Task input start

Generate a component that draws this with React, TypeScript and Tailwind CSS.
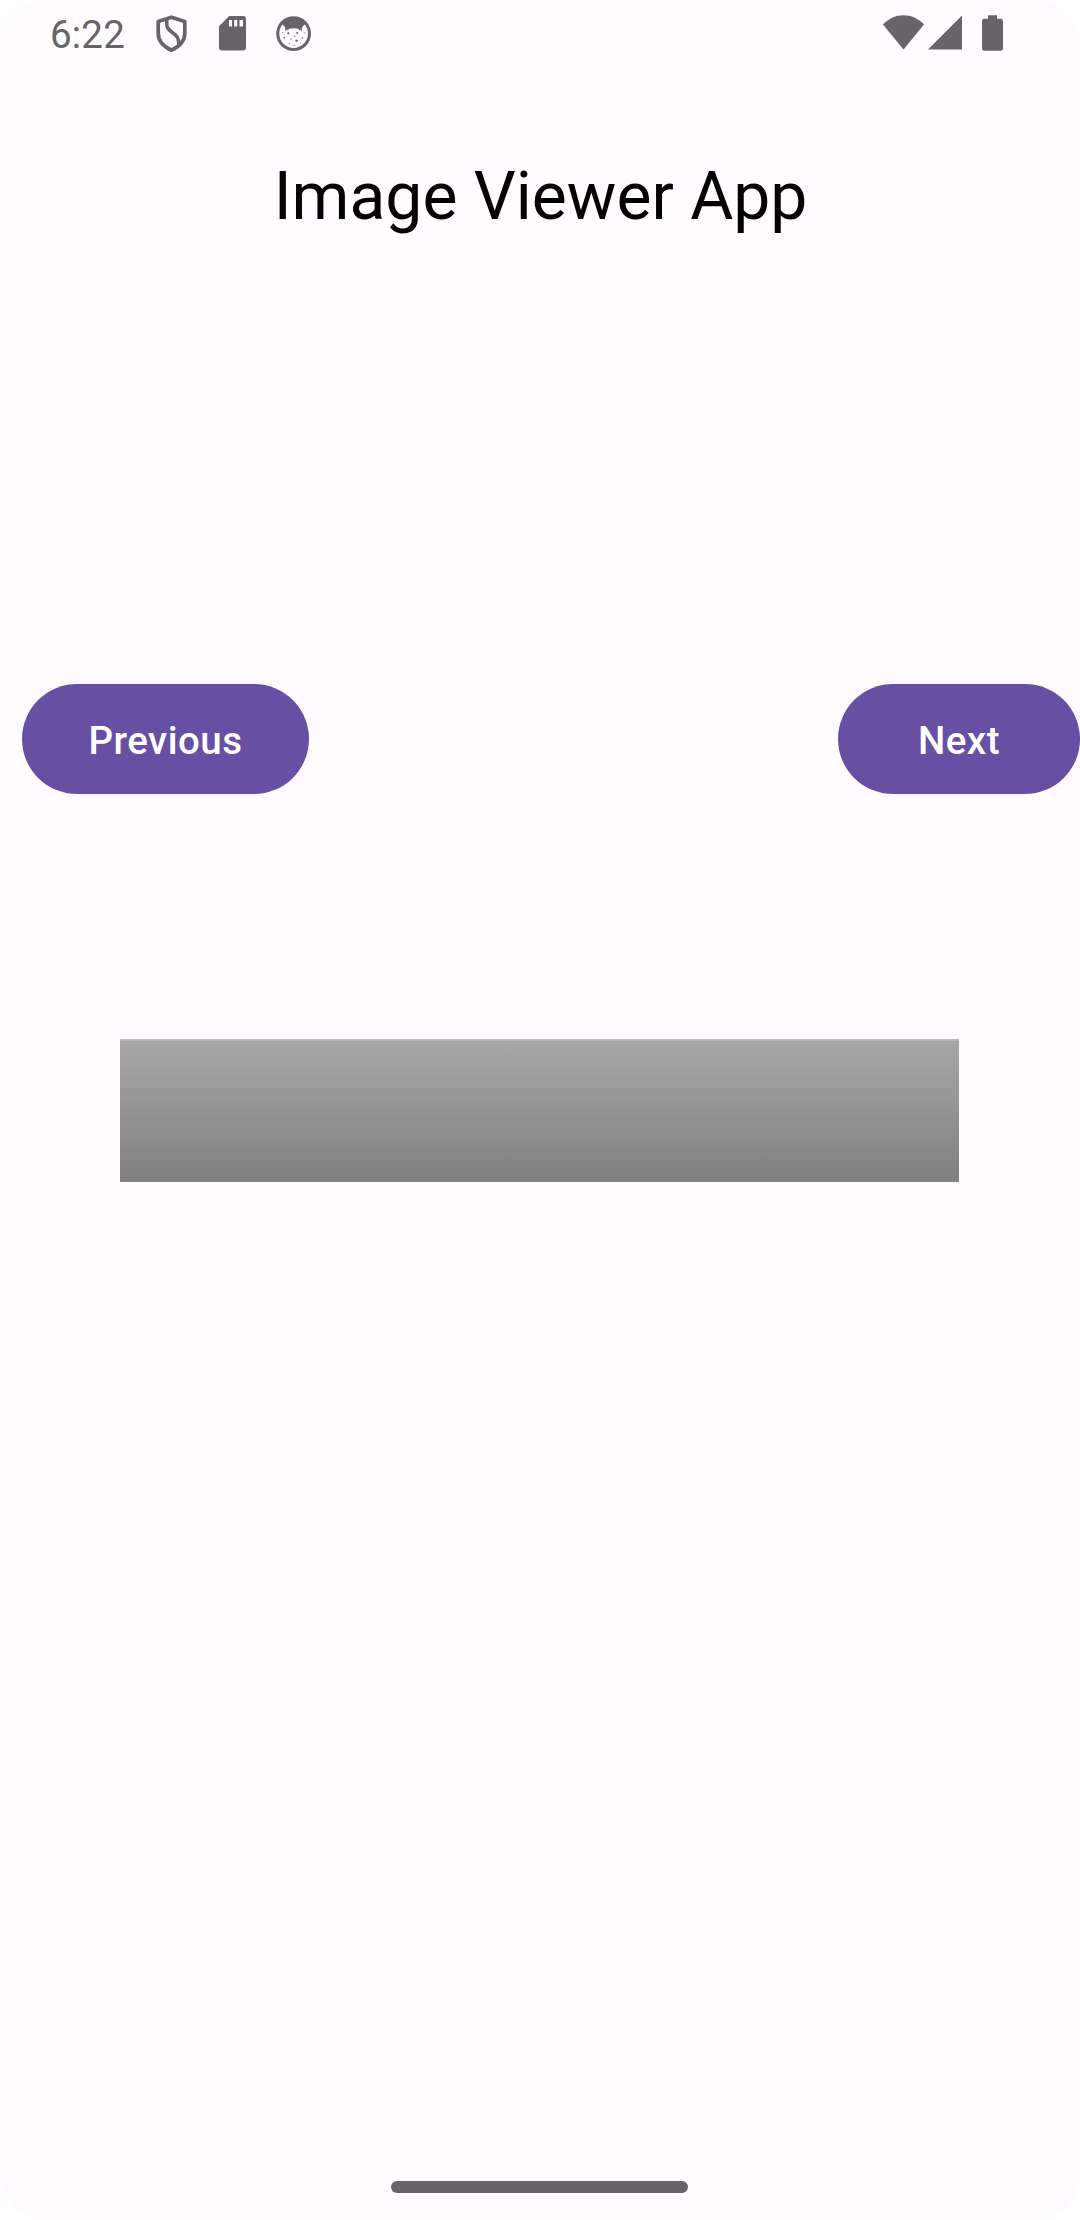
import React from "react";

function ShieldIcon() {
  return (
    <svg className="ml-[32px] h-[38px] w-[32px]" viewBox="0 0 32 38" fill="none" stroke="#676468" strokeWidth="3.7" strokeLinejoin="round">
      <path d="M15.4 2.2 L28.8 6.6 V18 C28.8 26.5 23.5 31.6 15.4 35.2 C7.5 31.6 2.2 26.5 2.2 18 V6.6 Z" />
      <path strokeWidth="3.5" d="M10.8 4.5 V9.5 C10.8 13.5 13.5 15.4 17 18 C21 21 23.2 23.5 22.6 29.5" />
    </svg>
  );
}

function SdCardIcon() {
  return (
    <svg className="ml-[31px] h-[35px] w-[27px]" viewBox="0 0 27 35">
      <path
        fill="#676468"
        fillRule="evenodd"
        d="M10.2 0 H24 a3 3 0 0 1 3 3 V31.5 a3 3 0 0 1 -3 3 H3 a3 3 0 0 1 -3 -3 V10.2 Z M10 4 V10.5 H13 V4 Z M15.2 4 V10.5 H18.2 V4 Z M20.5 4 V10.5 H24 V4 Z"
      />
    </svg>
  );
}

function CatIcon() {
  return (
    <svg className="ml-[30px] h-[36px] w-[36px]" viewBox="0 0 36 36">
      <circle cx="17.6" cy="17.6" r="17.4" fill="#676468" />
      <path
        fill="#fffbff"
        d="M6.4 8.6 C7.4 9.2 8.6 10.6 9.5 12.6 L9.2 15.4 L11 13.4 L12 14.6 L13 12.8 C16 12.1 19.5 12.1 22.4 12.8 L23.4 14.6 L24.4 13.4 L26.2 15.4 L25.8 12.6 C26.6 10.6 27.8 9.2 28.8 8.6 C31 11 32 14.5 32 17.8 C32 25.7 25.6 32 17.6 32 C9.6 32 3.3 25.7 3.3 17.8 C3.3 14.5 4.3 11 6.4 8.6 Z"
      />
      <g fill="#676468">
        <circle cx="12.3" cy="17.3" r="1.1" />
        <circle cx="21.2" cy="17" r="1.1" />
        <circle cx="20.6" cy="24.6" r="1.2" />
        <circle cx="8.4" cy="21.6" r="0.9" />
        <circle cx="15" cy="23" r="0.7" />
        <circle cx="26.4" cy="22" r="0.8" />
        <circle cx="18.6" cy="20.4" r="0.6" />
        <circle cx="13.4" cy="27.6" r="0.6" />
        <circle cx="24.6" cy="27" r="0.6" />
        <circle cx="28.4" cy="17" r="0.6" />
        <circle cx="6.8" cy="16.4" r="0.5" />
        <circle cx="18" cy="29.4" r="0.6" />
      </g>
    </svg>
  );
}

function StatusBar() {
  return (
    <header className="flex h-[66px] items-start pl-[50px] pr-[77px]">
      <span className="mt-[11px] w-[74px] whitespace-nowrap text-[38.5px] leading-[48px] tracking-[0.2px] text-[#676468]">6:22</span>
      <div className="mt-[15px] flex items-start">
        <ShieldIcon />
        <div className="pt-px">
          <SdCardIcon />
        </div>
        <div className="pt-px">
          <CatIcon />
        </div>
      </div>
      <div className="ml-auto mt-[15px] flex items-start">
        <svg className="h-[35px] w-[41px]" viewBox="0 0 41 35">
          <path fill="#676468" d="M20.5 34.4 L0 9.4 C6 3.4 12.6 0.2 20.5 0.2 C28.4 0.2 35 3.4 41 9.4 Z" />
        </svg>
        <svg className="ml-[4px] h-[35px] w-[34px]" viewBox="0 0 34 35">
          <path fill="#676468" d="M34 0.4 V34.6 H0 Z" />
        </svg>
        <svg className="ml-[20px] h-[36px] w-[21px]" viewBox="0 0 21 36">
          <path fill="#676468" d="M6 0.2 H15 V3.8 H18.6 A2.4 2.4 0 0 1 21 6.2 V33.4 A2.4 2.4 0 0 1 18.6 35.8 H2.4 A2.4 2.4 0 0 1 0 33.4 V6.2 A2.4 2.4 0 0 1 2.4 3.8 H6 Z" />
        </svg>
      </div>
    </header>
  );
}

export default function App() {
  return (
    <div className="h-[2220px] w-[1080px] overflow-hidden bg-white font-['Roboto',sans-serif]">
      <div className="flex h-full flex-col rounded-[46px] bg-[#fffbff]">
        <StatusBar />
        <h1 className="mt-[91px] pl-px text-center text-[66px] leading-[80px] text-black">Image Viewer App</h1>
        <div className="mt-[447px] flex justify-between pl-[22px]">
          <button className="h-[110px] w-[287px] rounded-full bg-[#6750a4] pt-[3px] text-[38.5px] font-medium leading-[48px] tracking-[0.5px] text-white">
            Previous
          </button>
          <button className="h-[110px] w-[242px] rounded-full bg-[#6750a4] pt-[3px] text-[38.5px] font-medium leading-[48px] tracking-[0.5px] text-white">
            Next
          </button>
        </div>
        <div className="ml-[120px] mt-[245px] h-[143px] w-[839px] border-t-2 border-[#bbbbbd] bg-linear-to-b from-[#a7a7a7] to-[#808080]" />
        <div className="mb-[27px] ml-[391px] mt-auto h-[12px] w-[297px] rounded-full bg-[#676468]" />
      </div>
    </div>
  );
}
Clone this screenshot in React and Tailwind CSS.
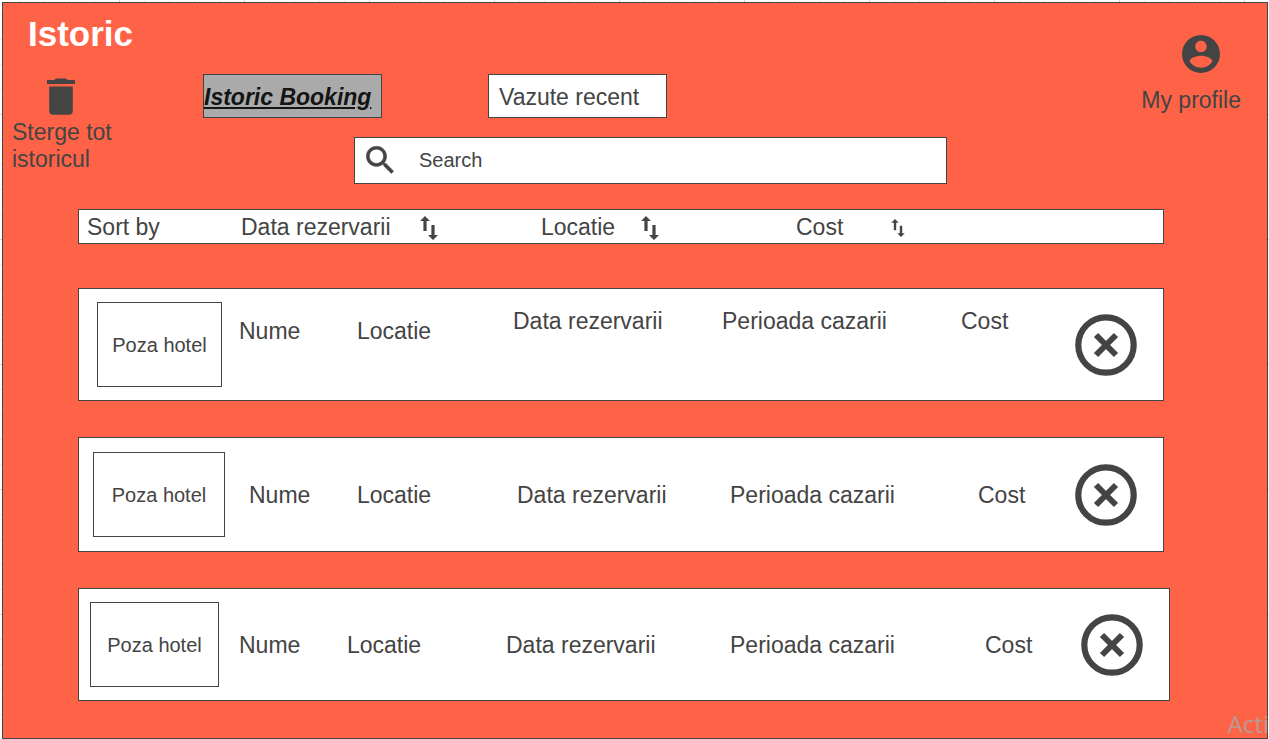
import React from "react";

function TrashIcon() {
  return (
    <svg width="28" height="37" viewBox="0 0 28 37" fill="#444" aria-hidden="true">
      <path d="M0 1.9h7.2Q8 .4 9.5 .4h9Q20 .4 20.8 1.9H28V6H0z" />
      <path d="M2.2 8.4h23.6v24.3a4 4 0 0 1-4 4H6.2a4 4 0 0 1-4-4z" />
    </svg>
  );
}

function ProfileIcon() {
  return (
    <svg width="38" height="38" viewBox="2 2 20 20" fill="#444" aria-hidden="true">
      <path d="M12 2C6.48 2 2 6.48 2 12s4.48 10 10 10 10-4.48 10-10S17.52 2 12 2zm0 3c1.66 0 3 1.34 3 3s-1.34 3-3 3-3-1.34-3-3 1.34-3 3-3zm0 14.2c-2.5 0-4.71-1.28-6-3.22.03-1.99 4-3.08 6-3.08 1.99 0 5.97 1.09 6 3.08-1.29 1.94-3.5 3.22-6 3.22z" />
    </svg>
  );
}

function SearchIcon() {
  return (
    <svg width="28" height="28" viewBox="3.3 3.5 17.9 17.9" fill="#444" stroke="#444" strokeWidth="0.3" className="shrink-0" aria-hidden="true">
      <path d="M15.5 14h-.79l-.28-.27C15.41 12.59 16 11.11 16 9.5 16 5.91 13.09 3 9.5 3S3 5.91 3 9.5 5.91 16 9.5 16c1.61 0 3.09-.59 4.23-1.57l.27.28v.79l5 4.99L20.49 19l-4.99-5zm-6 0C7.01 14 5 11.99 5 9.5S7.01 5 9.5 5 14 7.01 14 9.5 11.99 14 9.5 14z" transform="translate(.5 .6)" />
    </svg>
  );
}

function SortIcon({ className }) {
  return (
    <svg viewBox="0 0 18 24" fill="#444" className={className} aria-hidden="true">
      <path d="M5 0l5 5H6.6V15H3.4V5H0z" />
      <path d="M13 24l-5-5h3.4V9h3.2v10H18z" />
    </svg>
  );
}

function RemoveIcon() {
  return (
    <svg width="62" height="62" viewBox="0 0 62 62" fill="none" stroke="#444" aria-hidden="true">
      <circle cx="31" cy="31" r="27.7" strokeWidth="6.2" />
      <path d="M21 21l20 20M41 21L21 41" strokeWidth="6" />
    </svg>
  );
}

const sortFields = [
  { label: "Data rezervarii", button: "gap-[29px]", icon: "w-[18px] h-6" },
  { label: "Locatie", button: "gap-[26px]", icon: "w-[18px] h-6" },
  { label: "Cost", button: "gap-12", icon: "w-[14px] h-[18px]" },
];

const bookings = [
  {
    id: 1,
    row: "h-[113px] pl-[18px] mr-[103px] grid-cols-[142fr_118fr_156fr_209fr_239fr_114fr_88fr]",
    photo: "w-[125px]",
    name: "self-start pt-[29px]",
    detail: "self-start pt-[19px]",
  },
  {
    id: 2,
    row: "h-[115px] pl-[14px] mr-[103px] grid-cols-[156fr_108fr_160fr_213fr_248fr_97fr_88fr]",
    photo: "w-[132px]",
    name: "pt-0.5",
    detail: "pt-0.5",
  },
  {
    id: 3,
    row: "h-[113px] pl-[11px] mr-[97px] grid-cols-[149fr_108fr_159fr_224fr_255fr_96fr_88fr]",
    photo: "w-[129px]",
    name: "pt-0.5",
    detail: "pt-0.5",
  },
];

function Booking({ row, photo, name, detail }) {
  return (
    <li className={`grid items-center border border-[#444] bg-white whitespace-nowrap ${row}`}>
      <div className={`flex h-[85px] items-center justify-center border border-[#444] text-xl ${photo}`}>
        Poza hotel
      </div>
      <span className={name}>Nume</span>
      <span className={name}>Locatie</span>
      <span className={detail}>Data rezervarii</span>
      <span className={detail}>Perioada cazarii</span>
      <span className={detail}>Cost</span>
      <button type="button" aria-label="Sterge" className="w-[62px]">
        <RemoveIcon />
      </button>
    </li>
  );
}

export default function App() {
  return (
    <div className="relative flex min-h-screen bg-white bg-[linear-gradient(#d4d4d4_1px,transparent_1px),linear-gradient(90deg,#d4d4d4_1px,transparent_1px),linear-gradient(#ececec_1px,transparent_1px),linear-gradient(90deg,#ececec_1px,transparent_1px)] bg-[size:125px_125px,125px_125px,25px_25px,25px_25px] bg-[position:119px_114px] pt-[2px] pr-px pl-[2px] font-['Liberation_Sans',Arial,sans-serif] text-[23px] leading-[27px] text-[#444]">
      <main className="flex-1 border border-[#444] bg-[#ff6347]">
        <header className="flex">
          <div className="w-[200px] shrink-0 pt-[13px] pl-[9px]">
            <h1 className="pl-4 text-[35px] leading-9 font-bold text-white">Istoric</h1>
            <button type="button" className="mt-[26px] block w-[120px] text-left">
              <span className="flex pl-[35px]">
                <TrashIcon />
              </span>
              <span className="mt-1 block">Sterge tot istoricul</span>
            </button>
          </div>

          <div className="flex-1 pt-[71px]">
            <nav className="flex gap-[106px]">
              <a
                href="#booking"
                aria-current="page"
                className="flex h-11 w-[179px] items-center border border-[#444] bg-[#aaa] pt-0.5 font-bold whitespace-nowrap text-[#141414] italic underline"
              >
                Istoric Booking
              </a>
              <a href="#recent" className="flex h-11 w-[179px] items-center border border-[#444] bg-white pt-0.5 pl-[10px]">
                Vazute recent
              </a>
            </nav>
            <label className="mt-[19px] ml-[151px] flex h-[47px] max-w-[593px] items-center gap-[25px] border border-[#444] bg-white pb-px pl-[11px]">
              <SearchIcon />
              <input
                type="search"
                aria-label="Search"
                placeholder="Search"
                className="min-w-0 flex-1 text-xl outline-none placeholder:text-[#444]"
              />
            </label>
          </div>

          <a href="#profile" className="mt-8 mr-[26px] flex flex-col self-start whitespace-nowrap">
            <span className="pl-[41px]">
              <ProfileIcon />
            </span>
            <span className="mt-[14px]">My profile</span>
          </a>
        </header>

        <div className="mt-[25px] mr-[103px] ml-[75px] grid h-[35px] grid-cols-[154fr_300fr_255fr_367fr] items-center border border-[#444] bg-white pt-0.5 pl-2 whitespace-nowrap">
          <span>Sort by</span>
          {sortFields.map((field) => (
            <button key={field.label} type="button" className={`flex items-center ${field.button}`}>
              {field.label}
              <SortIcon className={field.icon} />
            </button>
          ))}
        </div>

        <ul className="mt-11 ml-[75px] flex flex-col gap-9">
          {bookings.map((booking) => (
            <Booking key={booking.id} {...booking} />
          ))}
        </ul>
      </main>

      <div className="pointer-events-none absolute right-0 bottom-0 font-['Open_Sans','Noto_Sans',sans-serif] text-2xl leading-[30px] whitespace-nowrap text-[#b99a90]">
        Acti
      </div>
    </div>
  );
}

Task input end

§ **Task directions**
Return only the number of lines in the preceding records that contain the string "React".

§ **Exercise answer**
4